LLamados a ser santos

Para mucho, ser santos es una especie de utopía o también de un ideal casi imposible de realizar. Sin embargo, ya desde el Antiguo Testamento, se percibe cómo el creyente en Dios está llamado e invitado a ser santo. Así nos lo deja ver el libro del Levítico: “Sean santos, porque yo. Yahvéh, soy Santo”. La santidad proviene de Dios y a todo creyente se le pide serlo. Esto es, vicularse de tal modo con Dios para así ser contagiado de la santidad. El mismo libro del Levítico nos presenta la clave para lograr ser santo como Dios lo es:”Ama a tu prójimo…”

A los primeros cristianos se les identificaba con el calificativo de “santos”. Los “santos de la Iglesia”. La razón de fondo la encontramos en la transformación integral que se realizaba en todo aquel que se convertía en discípulo de Jesús por el bautismo: además de identificarse con Él, se convertía en hijo de Dios; como tal, participaba de su naturaleza divina y, por tanto de su santidad. Para profundizar en esta idea podemos tener presente la enseñanza de Pablo: “¿No saben ustedes que son el templo de Dios y que el Espíritu Santo habita en ustedes?”. La estrecha comunión que se da entre el creyente y Dios le hace santo: por vocación y por compromiso. Por vocación, pues ha sido llamado a ser santo como Dios lo es; por compromiso, pues, debe actuar en el nombre de Dios.

Sin embargo, la santidad no es una característica estática o una cualidad meramente externa. Supone una opción de vida. El Levítico nos habla del amor. Jesús va a retomar este mandato y lo aplicará a sus discípulos quienes para ser reconocidos como tales deben practicar el amor fraterno. El amor todo lo puede, nos enseña Pablo. El amor, visto en clave cristiana, no es un mero sentimiento. Va mucho más allá: es la manifestación de la comunión con Dios y de que se está continuamente en el camino de santidad.

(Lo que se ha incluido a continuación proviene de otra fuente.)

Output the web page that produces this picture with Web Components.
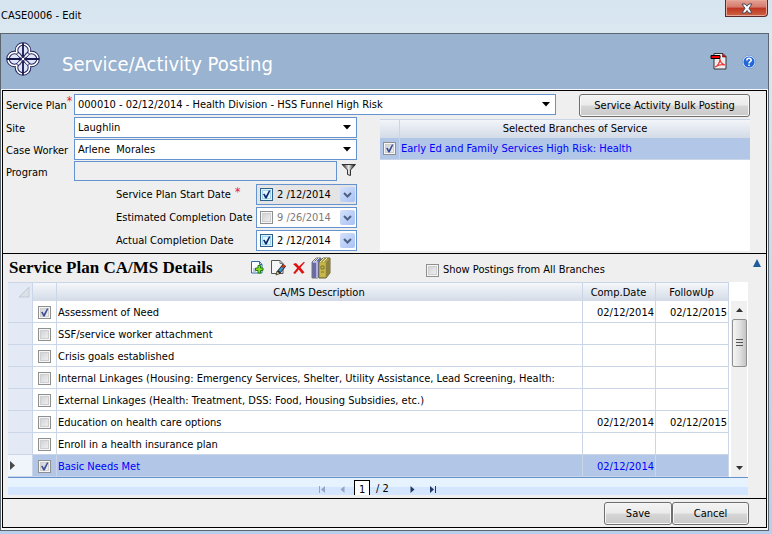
<!DOCTYPE html>
<html lang="en">
<head>
<meta charset="utf-8">
<title>CASE0006 - Edit</title>
<style>
html, body { height: 100%; }
body { margin: 0; font: 11px/14px "DejaVu Sans Condensed", "DejaVu Sans", sans-serif; color: #000; }
</style>
</head>
<body>
<case-window caption="CASE0006 - Edit">
  <page-header slot="header" heading="Service/Activity Posting"></page-header>
  <plan-form></plan-form>
  <details-section></details-section>
  <window-footer>
    <push-button label="Save" style="--w:68px"></push-button>
    <push-button label="Cancel" style="--w:77px"></push-button>
  </window-footer>
</case-window>
<script>
const base = `<style>
  *, *::before { box-sizing: border-box; }
  :host { box-sizing: border-box; display: block; }
  button, input, select { font: inherit; color: inherit; margin: 0; }
  button.icon { border: 0; background: none; padding: 0; display: block; line-height: 0; }
  svg { display: block; }
</style>`;
class Part extends HTMLElement {
  constructor() { super(); this.attachShadow({ mode: 'open' }); }
  connectedCallback() { this.shadowRoot.innerHTML = base + this.view(); }
  at(name, other = '') { return this.getAttribute(name) ?? other; }
}

customElements.define('case-window', class extends Part {
  view() { return `<style>
    :host { display: flex; flex-direction: column; min-height: 100%; padding: 0 3px 3px 0;
      background: linear-gradient(#d5e4ef, #dbe8f2 32px, #c5d8ea 60%, #b7cfea); }
    .bar { display: flex; justify-content: space-between; align-items: flex-start; height: 33px; }
    .bar span { padding: 9px 0 0 1px; }
    .close { width: 43px; height: 17px; margin-right: 1px; display: grid; place-items: center; padding: 0;
      border: 1px solid #5a2a2a; border-top: 0; border-radius: 0 0 4px 0; box-shadow: inset 0 0 0 1px #e6a799;
      background: linear-gradient(#e3a296, #d4796a 45%, #bd3421 50%, #cf6444); }
    .frame { flex: 1; display: flex; flex-direction: column; border: 1px solid #5b666e; background: #f8f8f8; }
    .panel { flex: 1; display: flex; flex-direction: column; margin: 1px 1px 2px; border: 1px solid #000; background: #efefef; }
  </style>
  <div class="bar"><span>${this.at('caption')}</span>
    <button class="close" aria-label="Close"><svg width="12" height="11" viewBox="0 0 12 11">
      <path d="M1 1h3.200L6 3.200 7.800 1H11L8 5.300 11 10H7.800L6 7.500 4.200 10H1l3-4.700z" fill="#fff" stroke="#474b5c"/></svg></button></div>
  <div class="frame"><slot name="header"></slot><div class="panel"><slot></slot></div></div>`; }
});

customElements.define('page-header', class extends Part {
  view() { return `<style>
    :host { display: flex; align-items: center; min-height: 55px; padding: 0 12px 0 4px; background: #99b3d0; color: #fff; }
    h1 { flex: 1; margin: 5px 0 0 21px; font: 20px/28px "DejaVu Sans Condensed", "DejaVu Sans", sans-serif; }
    .logo { margin-bottom: 6px; }
    .tools { display: flex; gap: 15px; align-items: center; }
  </style>
  <svg class="logo" width="36" height="36" viewBox="0 0 36 36" aria-hidden="true">
    <g fill="#dfe5fb" stroke="#20225c" stroke-width="3.600">
      <circle cx="18" cy="9.500" r="6.500"/><circle cx="26.500" cy="18" r="6.500"/><circle cx="18" cy="26.500" r="6.500"/><circle cx="9.500" cy="18" r="6.500"/></g>
    <g fill="none" stroke="#fff" stroke-width="1.600">
      <circle cx="18" cy="9.500" r="6.500"/><circle cx="26.500" cy="18" r="6.500"/><circle cx="18" cy="26.500" r="6.500"/><circle cx="9.500" cy="18" r="6.500"/></g>
    <path d="M18 2v32M2 18h32" stroke="#17184e" stroke-width="1.800"/>
    <g fill="#fff" stroke="#20225c" stroke-width=".8">
      <path d="M18 18Q11 15 12 12Q15 11 18 18zM18 18Q21 11 24 12Q25 15 18 18zM18 18Q25 21 24 24Q21 25 18 18zM18 18Q15 25 12 24Q11 21 18 18z"/>
      <path d="M18 16l2 2-2 2-2-2z"/></g>
  </svg>
  <h1>${this.at('heading')}</h1>
  <div class="tools">
    <button class="icon" aria-label="Export to PDF"><svg width="17" height="17" viewBox="0 0 17 17">
      <path d="M4 .5h9l3 3V16H4z" fill="#eee" stroke="#333"/><path d="M12.500 1v3H16z" fill="#e00" stroke="#500" stroke-width=".5"/>
      <path d="M5 14c3-1 5-5 5-8 0 3 2 5 5 6-3-1-7 0-10 2z" fill="none" stroke="#e33" stroke-width="1.200"/>
      <path d="M1 2.500h9v3H1z" fill="#f00" stroke="#000"/></svg></button>
    <button class="icon" aria-label="Help"><svg width="14" height="14" viewBox="0 0 14 14">
      <circle cx="7" cy="7" r="6.200" fill="#2468d8" stroke="#dbe8ff" stroke-width="1.300"/><circle cx="7" cy="7" r="6.700" fill="none" stroke="#5577b5" stroke-width=".5"/>
      <path d="M4.800 5.500C4.800 2.500 9.300 2.700 9.200 5.200 9.200 6.600 7 6.800 7 8.400" fill="none" stroke="#fff" stroke-width="1.600"/><path d="M6.200 9.500h1.600v1.500H6.200z" fill="#fff"/></svg></button>
  </div>`; }
});

customElements.define('push-button', class extends Part {
  view() { return `<style>
    :host { width: var(--w, auto); }
    button { width: 100%; height: 23px; padding: 0; border: 1px solid #6f6f6f; border-radius: 3px; box-shadow: inset 0 0 0 1px #f7f7f7;
      background: linear-gradient(#f3f3f3, #ebebeb 48%, #d6d6d6 52%, #c9c9c9); }
  </style><button>${this.at('label')}</button>`; }
});

customElements.define('tick-box', class extends Part {
  view() { return `<style>
    :host { line-height: 0; }
    label { display: inline-flex; align-items: center; gap: 4px; line-height: 14px; }
    .b { display: grid; width: 13px; height: 13px; }
    .b > * { grid-area: 1/1; }
    input { appearance: none; width: 13px; height: 13px; border: 1px solid #8e8f8f; box-shadow: inset 0 0 0 1px #f6f6f6, inset 0 0 0 2px #cfcfcf;
      background: linear-gradient(135deg, #c9cdd2, #f5f5f5); }
    :host([bright]) input { border-color: #2c628b; box-shadow: inset 0 0 0 1px #def4fd, inset 0 0 0 2px #a2d4ee; background: #e6f6fd; }
    svg { pointer-events: none; visibility: hidden; }
    input:checked + svg { visibility: visible; }
  </style><label><span class="b"><input type="checkbox" aria-label="${this.at('name')}" ${this.hasAttribute('checked') ? 'checked' : ''}>
  <svg width="13" height="13" viewBox="0 0 13 13"><path d="M3 6l1.700-.3 1.200 2.300 3-5.500h1.600L6.700 10.500H5.300z" fill="${this.hasAttribute('bright') ? '#0d2a6e' : '#3f4f96'}"/></svg></span><slot></slot></label>`; }
});

customElements.define('form-row', class extends Part {
  view() {
    const v = this.at('value'), star = this.hasAttribute('required') ? '<sup>*</sup>' : '';
    const box = this.hasAttribute('plain') ? '<input id="f" type="text">'
      : `<span class="c"><select id="f"><option>${v}</option></select><svg width="9" height="5" viewBox="0 0 9 5"><path d="M0 0h8L4 4.500z"/></svg></span>`;
    return `<style>
    :host { display: grid; grid-template-columns: 68px minmax(0, 1fr) auto; height: 22px; }
    label { display: flex; line-height: 16px; padding-top: 4px; white-space: nowrap; }
    sup { font-size: 12px; line-height: 14px; color: #e8103c; margin: -4px 0 0; }
    .c { display: grid; align-items: center; height: 21px; }
    .c > * { grid-area: 1/1; }
    .c svg { justify-self: end; margin-right: 5px; pointer-events: none; }
    select, input { appearance: none; width: 100%; height: 21px; border: 1px solid #6593cf; border-radius: 0; background: #fff; padding: 0 3px; }
    input { height: 20px; background: #efefef; }
  </style><label for="f">${this.at('label')}${star}</label>${box}<slot></slot>`; }
});

customElements.define('date-row', class extends Part {
  view() { const off = this.hasAttribute('off'); return `<style>
    :host { display: grid; grid-template-columns: 140px 101px; justify-content: end; height: 23px; }
    label { display: flex; padding-top: 4px; white-space: nowrap; }
    sup { font-size: 12px; line-height: 14px; color: #e8103c; margin: -3px 0 0 4px; }
    .d { display: flex; align-items: center; height: 21px; border: 1px solid #6593cf; padding: 0 1px 0 3px; gap: 3px; background: var(--fill, #fff); }
    input { flex: 1; min-width: 0; border: 0; padding: 0 0 0 1px; background: none; ${off ? 'color:#7c7c7c;' : ''} }
    button { display: grid; place-items: center; width: 15px; height: 15px; padding: 0; border: 0; border-radius: 2px; background: linear-gradient(135deg, #d5e1fc, #a9c1f3); }
  </style><label for="f">${this.at('label')}${this.hasAttribute('required') ? '<sup>*</sup>' : ''}</label>
  <div class="d"><tick-box name="Use ${this.at('label')}" ${off ? '' : 'checked bright'}></tick-box>
  <input id="f" type="text" value="${this.at('value')}"><button aria-label="Open calendar"><svg width="9" height="6" viewBox="0 0 9 6"><path d="M1 1l3.500 3.500L8 1" fill="none" stroke="#4d6185" stroke-width="2"/></svg></button></div>`; }
});

customElements.define('branch-list', class extends Part {
  view() { return `<style>
    :host { background: #fff; }
    table { width: 100%; border-collapse: separate; border-spacing: 0; table-layout: fixed; }
    th, td { font-weight: normal; padding: 0; border: solid #cad5e8; border-width: 0 1px 1px 0; }
    tr > :last-child { border-right: 0; }
    th { height: 19px; border-width: 1px 1px 0 0; background: linear-gradient(#f2f5f9, #d3dbe7); text-align: center; }
    th:first-child { width: 20px; }
    td { height: 22px; background: #b2c6e8; color: #00f; white-space: nowrap; overflow: hidden; padding-left: 1px; }
    td:first-child { padding-left: 3px; }
  </style><table><tr><th></th><th>Selected Branches of Service</th></tr>
  <tr><td><tick-box name="Select branch" checked></tick-box></td><td>Early Ed and Family Services High Risk: Health</td></tr></table>`; }
});

customElements.define('plan-form', class extends Part {
  view() { return `<style>
    :host { padding: 3px 16px 2px 3px; border-bottom: 1px solid #000; }
    .top { display: grid; grid-template-columns: minmax(0, 1fr) 171px; gap: 23px; }
    .low { display: grid; grid-template-columns: minmax(0, 351fr) minmax(0, 370fr); gap: 23px; }
    branch-list { margin-top: 2px; }
    .dates { padding-top: 1px; }
    .filter { align-self: start; margin: 2px 0 0 4px; }
  </style>
  <div class="top"><form-row label="Service Plan" required value="000010 - 02/12/2014 - Health Division - HSS Funnel High Risk"></form-row>
  <push-button label="Service Activity Bulk Posting"></push-button></div>
  <div class="low"><div>
    <form-row label="Site" value="Laughlin"></form-row>
    <form-row label="Case Worker" value="Arlene&nbsp; Morales"></form-row>
    <form-row label="Program" plain><button class="icon filter" aria-label="Filter programs"><svg width="16" height="14" viewBox="0 0 16 14">
      <defs><linearGradient id="g"><stop offset=".1" stop-color="#444"/><stop offset=".5" stop-color="#eee"/><stop offset=".9" stop-color="#222"/></linearGradient></defs>
      <path d="M1 1.500h13.500L9.500 7v5.500l-3-1V7z" fill="url(#g)" stroke="#333"/></svg></button></form-row>
    <div class="dates">
      <date-row label="Service Plan Start Date" required value="2 /12/2014" style="--fill:#e4e4e4"></date-row>
      <date-row label="Estimated Completion Date" off value="9 /26/2014"></date-row>
      <date-row label="Actual Completion Date" value="2 /12/2014" style="height:21px"></date-row>
    </div></div>
    <branch-list></branch-list></div>`; }
});

customElements.define('activity-grid', class extends Part {
  view() {
    const rows = [['Assessment of Need', '02/12/2014', '02/12/2015', 1], ['SSF/service worker attachment'], ['Crisis goals established'],
      ['Internal Linkages (Housing: Emergency Services, Shelter, Utility Assistance, Lead Screening, Health:'],
      ['External Linkages (Health: Treatment, DSS: Food, Housing Subsidies, etc.)'],
      ['Education on health care options', '02/12/2014', '02/12/2015'], ['Enroll in a health insurance plan'], ['Basic Needs Met', '02/12/2014', '', 1]];
    return `<style>
    :host { display: grid; grid-template-columns: minmax(0, 1fr) 19px; background: #fff; }
    table { width: 100%; border-collapse: separate; border-spacing: 0; table-layout: fixed; }
    th, td { font-weight: normal; padding: 2px 2px 0 1px; border: solid #cad5e8; border-width: 0 1px 1px 0; white-space: nowrap; overflow: hidden; }
    th { height: 19px; border-width: 1px 1px 0 0; background: linear-gradient(#f4f7fa, #d3dbe7); }
    th:first-child, td:first-child { background: #e3eaf6; padding: 0 2px; }
    th:first-child svg { margin-left: auto; }
    td { height: 22px; }
    td:nth-child(2) { padding: 2px 5px 0; }
    td:nth-child(n+4) { text-align: right; padding-right: 1px; }
    tr.on td:not(:first-child) { background: #b2c6e8; color: #00f; }
    tr.on td:first-child { background: #f0f4fb; }
    .scroll { display: flex; flex-direction: column; align-items: center; margin: 19px 1px 0 2px; background: #f0f0f0; }
    .scroll button { height: 18px; }
    .thumb { width: 15px; height: 48px; border: 1px solid #8f8f8f; border-radius: 2px; display: grid; place-items: center; background: linear-gradient(90deg, #f5f5f5, #e2e2e2 50%, #c4c4c4); }
    .scroll i { flex: 1; }
  </style><table><colgroup><col style="width:25px"><col style="width:24px"><col><col style="width:73px"><col style="width:73px"></colgroup>
  <tr><th><svg width="12" height="12" viewBox="0 0 12 12"><path d="M11 1v10H1z" fill="#dce1e8" stroke="#c3cad6"/></svg></th><th></th><th>CA/MS Description</th><th>Comp.Date</th><th>FollowUp</th></tr>
  ${rows.map((r, i) => `<tr class="${i === 7 ? 'on' : ''}"><td>${i === 7 ? '<svg width="6" height="9" viewBox="0 0 6 9"><path d="M0 0l5 4.500L0 9z" fill="#4a4a4a"/></svg>' : ''}</td>
    <td><tick-box name="${r[0]}" ${r[3] ? 'checked' : ''}></tick-box></td><td>${r[0]}</td><td>${r[1] || ''}</td><td>${r[2] || ''}</td></tr>`).join('')}</table>
  <div class="scroll"><button class="icon" aria-label="Scroll up"><svg width="7" height="4" viewBox="0 0 7 4"><path d="M0 4h7L3.500 0z" fill="#333"/></svg></button>
  <div class="thumb"><svg width="7" height="8" viewBox="0 0 7 8"><path d="M0 .5h7M0 3.500h7M0 6.500h7" stroke="#555"/></svg></div><i></i>
  <button class="icon" aria-label="Scroll down"><svg width="7" height="4" viewBox="0 0 7 4"><path d="M0 0h7L3.500 4z" fill="#333"/></svg></button></div>`; }
});

customElements.define('grid-pager', class extends Part {
  view() { return `<style>
    :host { display: flex; justify-content: center; align-items: center; height: 18px; border-top: 1px solid #6593cf; background: linear-gradient(#e7f2ff 9px, #d4e6ff 9px); }
    button.b { color: #203864; padding: 5px 0 0; }
    button.b:disabled { color: #93a4c4; }
    input { width: 16px; height: 15px; align-self: flex-end; margin: 0 6px 0 9px; border: 1px solid #000; border-bottom: 0; border-radius: 0; background: #fff; text-align: center; padding: 2px 0 0; }
    span { padding-top: 5px; margin-right: 21px; }
    button.p { margin-left: 14px; } button.n { margin-right: 15px; }
  </style>
  <button class="icon b" disabled aria-label="First page"><svg width="7" height="7" viewBox="0 0 7 7" fill="currentColor"><path d="M0 0h1v7H0zM6 0v7L2 3.500z"/></svg></button>
  <button class="icon b p" disabled aria-label="Previous page"><svg width="5" height="7" viewBox="0 0 5 7" fill="currentColor"><path d="M4.500 0v7L.5 3.500z"/></svg></button>
  <input type="text" value="1" aria-label="Page"><span>/ 2</span>
  <button class="icon b n" aria-label="Next page"><svg width="5" height="7" viewBox="0 0 5 7" fill="currentColor"><path d="M.5 0v7l4-3.500z"/></svg></button>
  <button class="icon b" aria-label="Last page"><svg width="7" height="7" viewBox="0 0 7 7" fill="currentColor"><path d="M5 0h1v7H5zM0 0v7l4-3.500z"/></svg></button>`; }
});

customElements.define('details-section', class extends Part {
  view() { return `<style>
    :host { padding: 0 18px 3px 5px; border-bottom: 1px solid #000; }
    header { display: flex; height: 28px; margin-right: -14px; }
    h2 { width: 242px; margin: 3px 0 0; padding-left: 1px; font: bold 17px/22px "Liberation Serif", serif; white-space: nowrap; }
    .icons { display: flex; align-items: center; gap: 5px; width: 176px; height: 27px; }
    tick-box { flex: 1; margin-top: 9px; }
    .fold { align-self: flex-start; margin-top: 5px; }
  </style><header><h2>Service Plan CA/MS Details</h2>
  <div class="icons">
    <button class="icon" aria-label="Add"><svg width="15" height="15" viewBox="0 0 15 15"><path d="M1.500 1.500h8l2.500 3V13H1.500z" fill="#fff" stroke="#2c6ca8"/><path d="M9.500 1.500v3H12" fill="none" stroke="#2c6ca8"/><path d="M3 9h3M3 11h3" stroke="#6e9acb"/><path d="M8 5.500h2.500V8H13v2.500h-2.500V13H8v-2.500H5.500V8H8z" fill="#8fdc25" stroke="#1c7c18"/></svg></button>
    <button class="icon" aria-label="Edit"><svg width="17" height="17" viewBox="0 0 17 17"><path d="M1.500 1.500h8.500l3 3V14.500h-11.500z" fill="#f5f5f5" stroke="#555"/><path d="M10 1.500v3h3" fill="none" stroke="#777"/><path d="M14.500 6L8.500 13.500" stroke="#222" stroke-width="4"/><path d="M14.500 6l-2 2.500" stroke="#d43b18" stroke-width="2.500"/><path d="M12.500 8.500l-3 3.700" stroke="#3c9ad6" stroke-width="2.500"/><path d="M6 16l1-4 3 2.500z" fill="#e7c27a" stroke="#222" stroke-width=".7"/></svg></button>
    <button class="icon" aria-label="Delete"><svg width="14" height="14" viewBox="0 0 14 14"><path d="M1 3l3-1 3 3.200L12 .8l.8.8-4.300 5 4 5-2.500 1.200-3.200-4.200L3 13l-1.800-1 4-5z" fill="#e01212"/></svg></button>
    <button class="icon" aria-label="Library"><svg width="20" height="22" viewBox="0 0 20 22">
      <path d="M1 5l4-4h5v15l-3 5H1z" fill="#6969ae" stroke="#777"/><path d="M2 5h4v16" fill="none" stroke="#c7c7f0" stroke-width="1.500"/><path d="M2 5l4-4M4 5l4-4" stroke="#d7ddc5"/><path d="M8 5l4-4h7v15l-4 5H8z" fill="#aaa047" stroke="#6d6738"/><path d="M8.500 5.500h6V20h-6z" fill="#c7b84e"/><path d="M15 5.500l4-4V16l-4 4z" fill="#8c803b"/><path d="M9 5l4-4M12 5l4-4" stroke="#ece8bc"/><path d="M10 9h3v3h-3zM10 15h3" fill="none" stroke="#777238"/></svg></button>
  </div><tick-box name="Show Postings from All Branches">Show Postings from All Branches</tick-box>
  <button class="icon fold" aria-label="Collapse section"><svg width="10" height="8" viewBox="0 0 10 8"><path d="M1 8h8L5 0z" fill="#205c9c"/></svg></button></header>
  <activity-grid></activity-grid><grid-pager></grid-pager>`; }
});

customElements.define('window-footer', class extends Part {
  view() { return `<style>
    :host { display: flex; justify-content: flex-end; align-items: flex-start; gap: 0; padding: 3px 17px 2px; }
  </style><slot></slot>`; }
});
</script>
</body>
</html>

Por eso, el amor no se limita tampoco a los más conocidos o a quienes no nos puedan caer bien. Eso es muy fácil. Ya desde el Antiguo Testamento se nos invita a extender la fuerza del amor inclusive a quienes no son nuestros amigos: no se debe guardar rencor ni odio a nadie. Hay que acoger al forastero, hay que atender a todos sin excepción. Jesús, en el sermón de la montaña, va a explicar el alcance de la ley del amor: ”Amen a sus enemigos, hagan el bien a los que los odian y rueguen por los que les persiguen y calumnian, para que sean hijos de su Padre celestial, que hace salir el sol sobre los buenos y los malos, y manda su lluvia sobre los justos y los injustos”

NO son los crtiterios del mundo ciertamente los que nos propone Jesús. No resulta fácil, pero Él mismo nos ha dado el ejemplo con su entrega y ofrenda redentora. Ha muerto para perdonar a todos y librarlos del pecado del mundo. Ya antes, cuando planeaba el desafío de las bienaventuranzas, nos invitaba a ver la situación de persecución, de incomprensión y de menosprecio que se puede sufrir a causa de su nombre como un camino para la auténtica felicidad.

Hoy y siempre estamos llamados a ser santos. La mejor y gran manera de demostrarlo es con la práctica de la caridad, que abarca a los enemigos. No se trata de ser tontos o de no defendernos ante los ataques: se trata de asumir la realidad de identificación con Jesús y de saber perdonar en vez de odiar, bendecir en vez de maldecir…. Nada fácil en estos tiempos que vivimos particularmente en nuestra nación… Pero es la Palabra de Dios la que nos presenta el desafío. NO hay que buscar en ella lo que nos gusta o las cosas bonitas que quisiéramos se impusieran. Es la Palabra de vida que nos recuerda que estamos llamados a ser santos.

+Mario Moronta R.,. Obispo de San Cristóbal.